Microbial photosynthesizers mainly include algae and cyanobacteria . Others feed on these organisms, forming the next link in the food chain . Plant material from the land also enters lakes and streams at their edges, providing an important nutrient source for many water bodies. Decomposers form an especially important part of fresh-water ecosystems because they consume dead bodies of plants, animals, and other microbes. These microbial agents of decay are an important part of the ecosystem because they convert detritus (dead and decaying matter) and organic materials into needed nutrients, such as nitrate, phosphate, and sulfate. Decomposers  are essential to the major biogeochemical cycles by which nutrients are exchanged between the various parts of the ecosystem, both living and nonliving.

 Aerobic decomposers in water need oxygen to survive and do their work which is ensured by the flowing water and waves.

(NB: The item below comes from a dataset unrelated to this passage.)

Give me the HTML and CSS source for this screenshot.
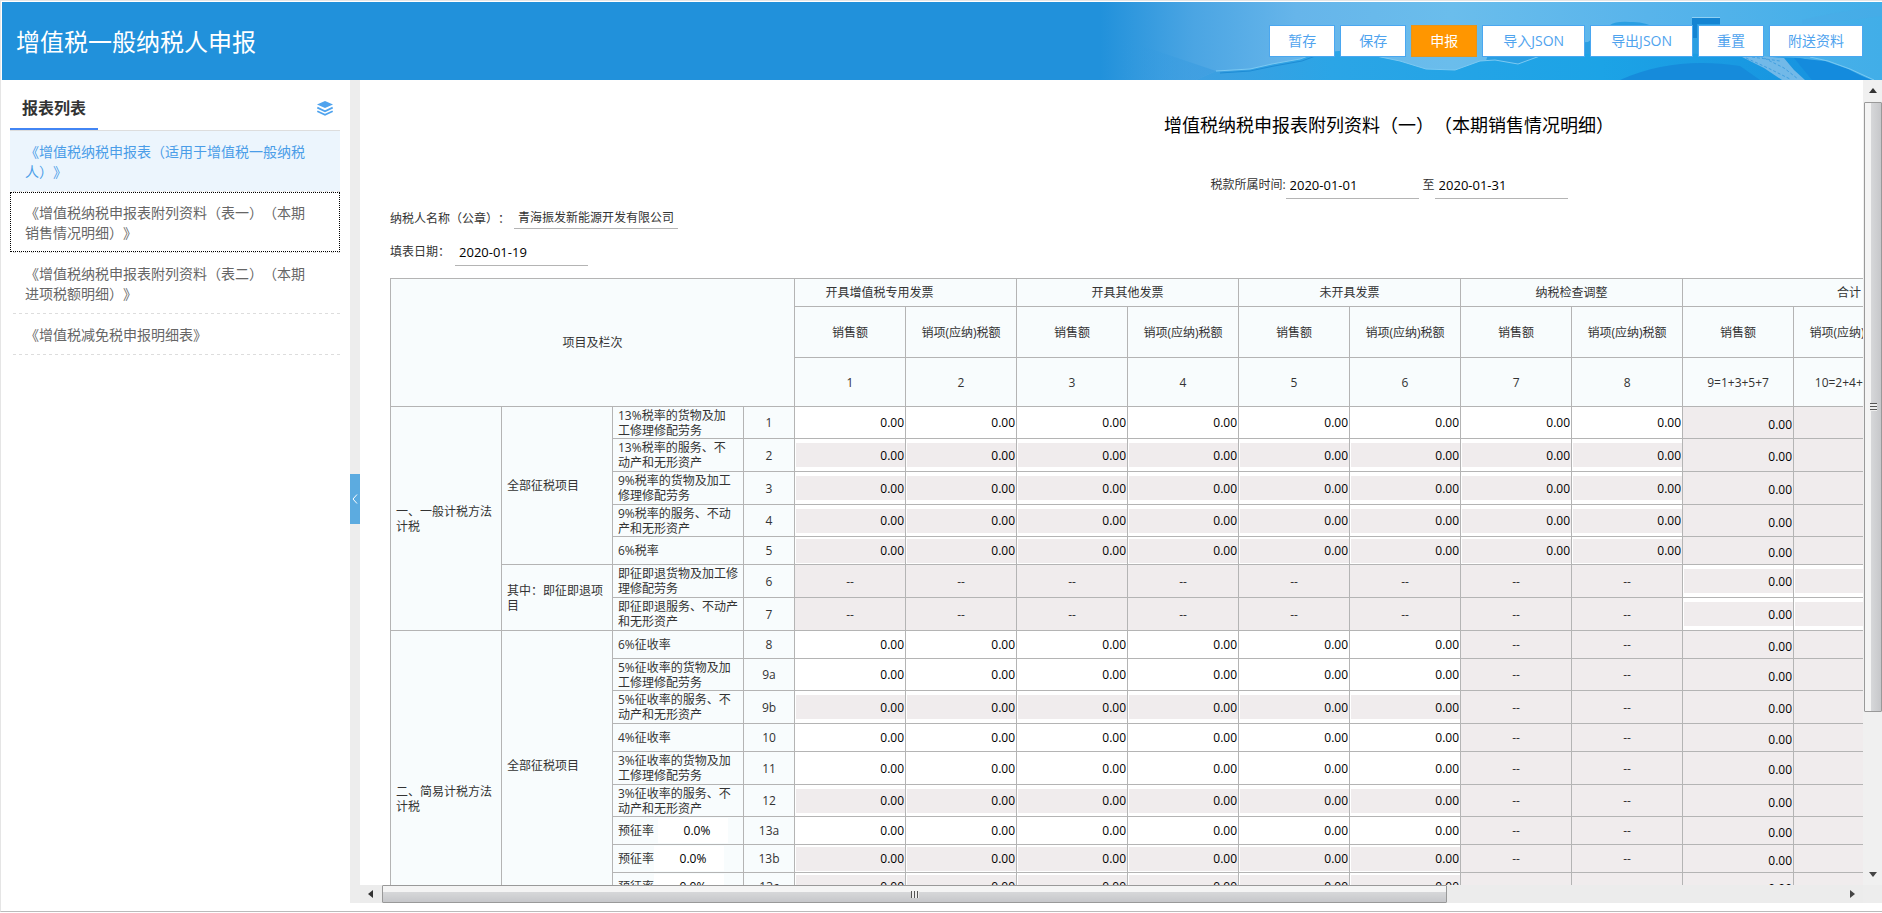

If there is not enough oxygen in the water, many parts of the system suffer-the aerobic decomposers cannot digest plant matter, insects cannot develop and mature, and the fish cannot grow properly. Eventually, the stream or pond will be changed, starting at the microbial level. Human interaction can jeopardize parts of this system in a variety of ways.

Fresh water is host to numerous microorganisms that affect human health directly.  Polluted drinking water is a major source of illness and death throughout the world, particularly in developing countries. Some common microbes in lakes and streams that are responsible for disease include:

• The protozoa Giardia lamblia, found in fresh-water bodies throughout the world. Giardiasis is a common waterborne illness.
• The bacterium Vibrio cholerae, remains a significant source of disease and death .
• The bacterium Escherichia coli, is a very common waterborne pollutant. Humans have a large and harmless population of E. coli in their large intestines, and bacteria make up a large fraction of the volume of human feces. When released into drinking water or recreational water sources, E. coli can be ingested causing diarrhea. 

Thus, many microorganisms are found naturally in fresh water including bacteria, cyanobacteria, protozoa, algae and tiny animals such as rotifers. These can be important in the food chain that forms the basis of life in the water.